Eigendom Verponding
Saat ini masih banyak tanah-tanah yang memiliki alas hak berupa Eigendom Verponding. Apa itu Eigendom Verponding? Dalam hukum pertanahan Indonesia dapat diartikan bahwa EV adalah hak tanah yang berasal dari hak-hak Barat. Tapi sebenarnya EV itu diterbitkan pada zaman Belanda untuk orang Warga Negara Indonesia. Jadi tidak mutlak juga pengertiannya jika disebutkan bahwa EV adalah hak tanah Barat.
Secara harfiah diartikan bahwa Eigendom adalah hak milik tetap atas tanah dan Verponding adalah surat tagihan pajak atas tanah atau tanah dan bangunan dimaksud. Saat ini verponding tersebut berupah menjadi Surat Pemberitahuan Pajak Terhutang Pajak Bumi dan Bangunan (SPPT-PBB). Sedangkan eigendom diharuskan dikonversi menjadi jenis hak atas tanah seperti di atur dalam UU No. 5 Tahun 1960 tentang Undang-Undang Pokok Agraria (UUPA).
Konversi hak dari eigendom tidak selalu menjadi hak milik, karena pengkoversian harus memperhatikan persyaratan pemberian suatu hak yang diatur dalam UUPA.
Sebenarnya konversi harus dilakukan setelah UUPA diundangkan, atau paling lama dua puluh tahun setelahnya, namun karena ketidaktahuan masyarakat atau keitdakmampuan mengurus konversi hak eigendom menjadi sertifikat sampai saat ini masih banyak tanah-tanah yang masih melekat hak berupa Eigendom Verponding.
Sampai saat inipun pemerintah melalui Kantor Pertanahan masih melayani konversi dari Eigendom Verponding menjadi sertifikat asalkan syarat konversi seperti diatur dalam undang-undang terpenuhi.
Syarat yang pasti adalah asli surat-surat bukti Eigendom Verponding-nya musti diserahkan ke Kantor Pertanahan pada saat mengajukan permohonan pendaftaran hak dan history kepemilikannya jelas dan dapat dipertanggungjawabkan.
Tak dipungkiri bahwa saat ini masih banyak tanah-tanah dengan alas hak Eigendom Verponding yang masih bersengkarut.
Sebagai contoh sebidang tanah di daerah Jakarta Selatan yang merupakan tanah dengan alas hak berupa Eigendom Verponding seluas lebih kurang dua hektar.

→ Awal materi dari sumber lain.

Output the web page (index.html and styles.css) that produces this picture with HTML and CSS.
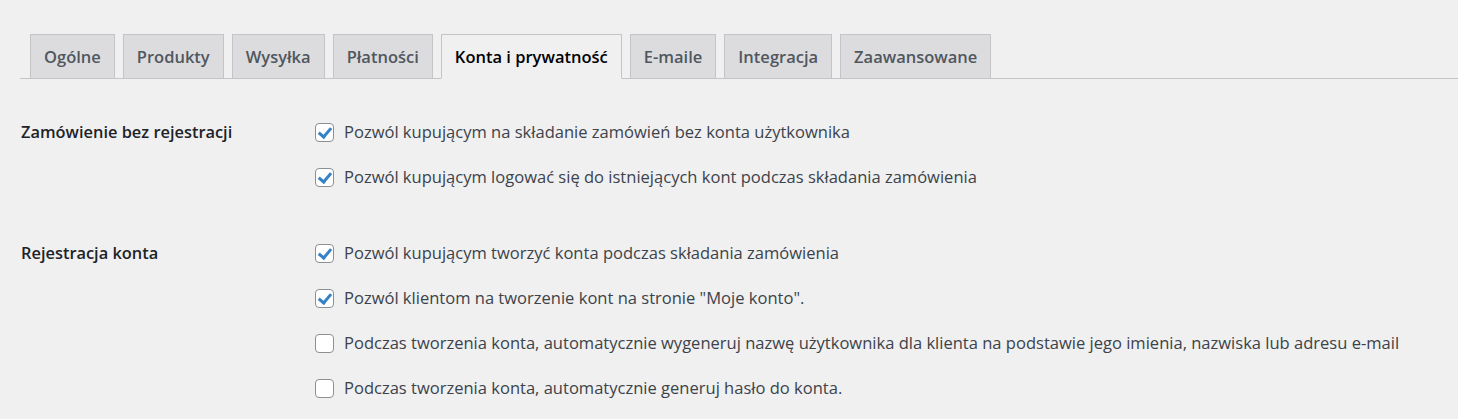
FILE: index.html
```html
<!DOCTYPE html>
<html lang="pl">
<head>
<meta charset="utf-8">
<title>Ustawienia</title>
<link rel="stylesheet" href="styles.css">
</head>
<body>
<div class="wrap">
  <nav class="tabs">
    <a class="tab">Ogólne</a>
    <a class="tab">Produkty</a>
    <a class="tab">Wysyłka</a>
    <a class="tab">Płatności</a>
    <a class="tab active">Konta i prywatność</a>
    <a class="tab">E-maile</a>
    <a class="tab">Integracja</a>
    <a class="tab">Zaawansowane</a>
  </nav>
  <div class="settings">
    <div class="group">
      <div class="label">Zamówienie bez rejestracji</div>
      <div class="options">
        <label class="opt"><span class="cb checked"></span>Pozwól kupującym na składanie zamówień bez konta użytkownika</label>
        <label class="opt"><span class="cb checked"></span>Pozwól kupującym logować się do istniejących kont podczas składania zamówienia</label>
      </div>
    </div>
    <div class="group">
      <div class="label">Rejestracja konta</div>
      <div class="options">
        <label class="opt"><span class="cb checked"></span>Pozwól kupującym tworzyć konta podczas składania zamówienia</label>
        <label class="opt"><span class="cb checked"></span>Pozwól klientom na tworzenie kont na stronie "Moje konto".</label>
        <label class="opt"><span class="cb"></span>Podczas tworzenia konta, automatycznie wygeneruj nazwę użytkownika dla klienta na podstawie jego imienia, nazwiska lub adresu e-mail</label>
        <label class="opt"><span class="cb"></span>Podczas tworzenia konta, automatycznie generuj hasło do konta.</label>
      </div>
    </div>
  </div>
</div>
</body>
</html>
```
FILE: styles.css
```css
html, body {
  margin: 0;
  padding: 0;
  background: #f0f0f1;
  font-family: "Open Sans", "Noto Sans", sans-serif;
  color: #3c434a;
}
.wrap {
  padding: 34px 0 0 20px;
}
.tabs {
  display: flex;
  gap: 8px;
  padding-left: 10px;
  border-bottom: 1px solid #c3c4c7;
  height: 44px;
  align-items: flex-end;
}
.tab {
  display: block;
  box-sizing: border-box;
  height: 45px;
  margin-bottom: -1px;
  padding: 0 13px;
  line-height: 43px;
  font-size: 16.5px;
  font-weight: 600;
  color: #50575e;
  background: #dcdcde;
  border: 1px solid #c3c4c7;
  white-space: nowrap;
}
.tab.active {
  background: #f0f0f1;
  color: #000;
  border-bottom-color: #f0f0f1;
}
.settings {
  padding-top: 41px;
}
.group {
  display: flex;
}
.group + .group {
  margin-top: 52px;
}
.label {
  width: 294px;
  flex: none;
  padding-left: 1px;
  font-size: 16.4px;
  font-weight: 600;
  color: #1d2327;
  line-height: 24px;
}
.options {
  display: flex;
  flex-direction: column;
  gap: 21px;
}
.opt {
  display: flex;
  align-items: center;
  line-height: 24px;
  font-size: 16.55px;
  white-space: nowrap;
}
.cb {
  flex: none;
  width: 19px;
  height: 19px;
  box-sizing: border-box;
  border: 1px solid #8c8f94;
  border-radius: 4px;
  background: #fff;
  margin-right: 10px;
  position: relative;
}
.cb.checked::after {
  content: "";
  position: absolute;
  left: 5px;
  top: 1px;
  width: 5px;
  height: 10px;
  border: solid #3582c4;
  border-width: 0 3px 3px 0;
  transform: rotate(40deg);
}
```
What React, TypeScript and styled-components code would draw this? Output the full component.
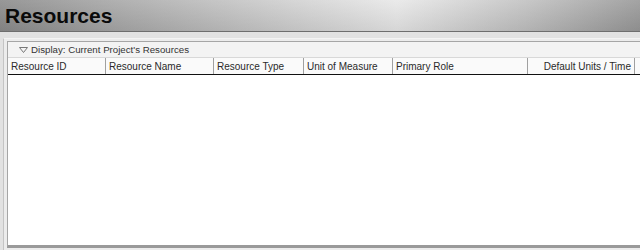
import React from "react";
import styled, { createGlobalStyle } from "styled-components";

const columns = [
  { label: "Resource ID", width: 98 },
  { label: "Resource Name", width: 108 },
  { label: "Resource Type", width: 90 },
  { label: "Unit of Measure", width: 89 },
  { label: "Primary Role", width: 135 },
  { label: "Default Units / Time", width: 107, right: true },
];

export default function App() {
  return (
    <>
      <GlobalStyle />
      <Page>
        <TitleBar>
          <Title>Resources</Title>
        </TitleBar>
        <Content>
          <Frame>
            <Panel>
              <DisplayRow>
                <Triangle width="9" height="6" viewBox="0 0 9 6">
                  <path d="M0.5 0.5 L8.5 0.5 L4.5 5.5 Z" fill="none" stroke="#777" strokeWidth="1" />
                </Triangle>
                Display: Current Project's Resources
              </DisplayRow>
              <HeaderRow>
                {columns.map((c) => (
                  <HeaderCell key={c.label} $width={c.width} $right={c.right}>
                    {c.label}
                  </HeaderCell>
                ))}
                <HeaderFill />
              </HeaderRow>
              <Body />
            </Panel>
          </Frame>
        </Content>
      </Page>
    </>
  );
}

const GlobalStyle = createGlobalStyle`
  html, body {
    margin: 0;
    padding: 0;
    background: #e4e4e4;
    font-family: "Liberation Sans", Arial, sans-serif;
  }
`;

const Page = styled.div`
  width: 640px;
  height: 250px;
  display: flex;
  flex-direction: column;
  overflow: hidden;
`;

const TitleBar = styled.div`
  height: 31px;
  flex: none;
  display: flex;
  align-items: center;
  padding-left: 5px;
  border-bottom: 1px solid #6e6e6e;
  background:
    linear-gradient(180deg, rgba(255, 255, 255, 0.1) 0%, rgba(0, 0, 0, 0.08) 100%),
    linear-gradient(90deg, #8c8c8c 0%, #a8a8a8 18%, #d0d0d0 45%, #e8e8e8 62%, #c2c2c2 82%, #999 100%);
`;

const Title = styled.h1`
  margin: 0;
  font-size: 21px;
  font-weight: bold;
  color: #0a0a0a;
`;

const Content = styled.div`
  flex: 1;
  display: flex;
  padding: 6px 0 0 3px;
  background: #e2e2e2;
`;

const Frame = styled.div`
  flex: 1;
  display: flex;
  padding: 2px 0 2px 3px;
  border-top: 1px solid #f4f4f4;
  border-left: 1px solid #c4c4c4;
  background: #ececec;
`;

const Panel = styled.div`
  flex: 1;
  display: flex;
  flex-direction: column;
  border: 1px solid #a6a6a6;
  border-right: none;
  border-bottom: 3px solid #9a9a9a;
  background: #fff;
`;

const DisplayRow = styled.div`
  height: 15px;
  display: flex;
  align-items: center;
  gap: 3px;
  padding-left: 11px;
  font-size: 9.7px;
  color: #333;
  background: #f3f3f3;
  border-bottom: 1px solid #d8d8d8;
`;

const Triangle = styled.svg`
  display: block;
`;

const HeaderRow = styled.div`
  height: 16px;
  display: flex;
  background: #fafafa;
  border-bottom: 1px solid #111;
`;

const HeaderCell = styled.div<{ $width: number; $right?: boolean }>`
  width: ${({ $width }) => $width}px;
  flex: none;
  box-sizing: border-box;
  display: flex;
  align-items: center;
  justify-content: ${({ $right }) => ($right ? "flex-end" : "flex-start")};
  padding: 0 3px;
  font-size: 10px;
  color: #2a2a2a;
  border-right: 1px solid #a0a0a0;
  white-space: nowrap;
`;

const HeaderFill = styled.div`
  flex: 1;
`;

const Body = styled.div`
  flex: 1;
  background: #fff;
`;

Di EV-nya tercatat atas nama seorang WNI asal Belanda, saat ini banyak pihak yang mengakui kepemilikan atas tanah tersebut. Oleh pihak yang berwenang dibuatkan silsilah dari pemilik dari dulu sampai sekarang. Yang mana silsilah tersebut menurut saya agak dipaksakan.
Diceritakan bahwa si pemilik dulunya menikah dengan seorang WNI yang sampai meninggalnya tidak memiliki keturunan. Dengan demikian ahli waris adalah saudara-saudari dari si istri. Dapat dibayangkan saudara-saudarinya tentu banyak sekali karena sampai sekarang sudah empat generasi.
Setelah dihitung seluruh pihak yang mengaku dan diakui sebagai ahli waris adalah sekitar lima ratus orang… wuaaa kebayang kan ribetnya mengurus limaratus orang. Sampai saat ini belum ada penyelesaian atas tanah tersebut.
Secara realitaspun saat ini memang banyak pula tanah-tanah Eigendom Verponding yang sudah dikuasai oleh pihak lain atau tanah dikuasai oleh bukan pemegang EV. Perlu diketahui bahwa jika di lokasi tanah tersebut sudah dikuasai pihak lain apalagi pihak yang menguasai tersebut sudah memegang sertifikat yang sah, maka secara hukum merekalah pemiliknya.
Karena dalam proses penerbitan sertifikat tersebut sudah melalui prosedur yang diatur undang-undang diantaranya pengukuran di lokasi oleh petugas Kantor Pertanahan, pengumuman kepada masyarakat bahwa atas tanah dimaksud sedang dimohonkan sertifikat di BPN. Masyarakat sebenarnya diberi tanggang waktu untuk melayangkan keberatan terhadap proses pembuatan sertifikat atas tanah tersebut.
Setelah sertifikat terbitpun masyarakat yang merasa dirugikan memiliki waku 5(lima) tahun untuk mengajukan penuntutan atas terbitnya sertifikat. Setelah itu masa penuntutan dinyatakan kadaluwarsa sesuai dengan yang diatur dalam Pasal 32 ayat (2) Peraturan Pemerintah No. 24 Tahun 1997 Tentang Pendaftaran Tanah.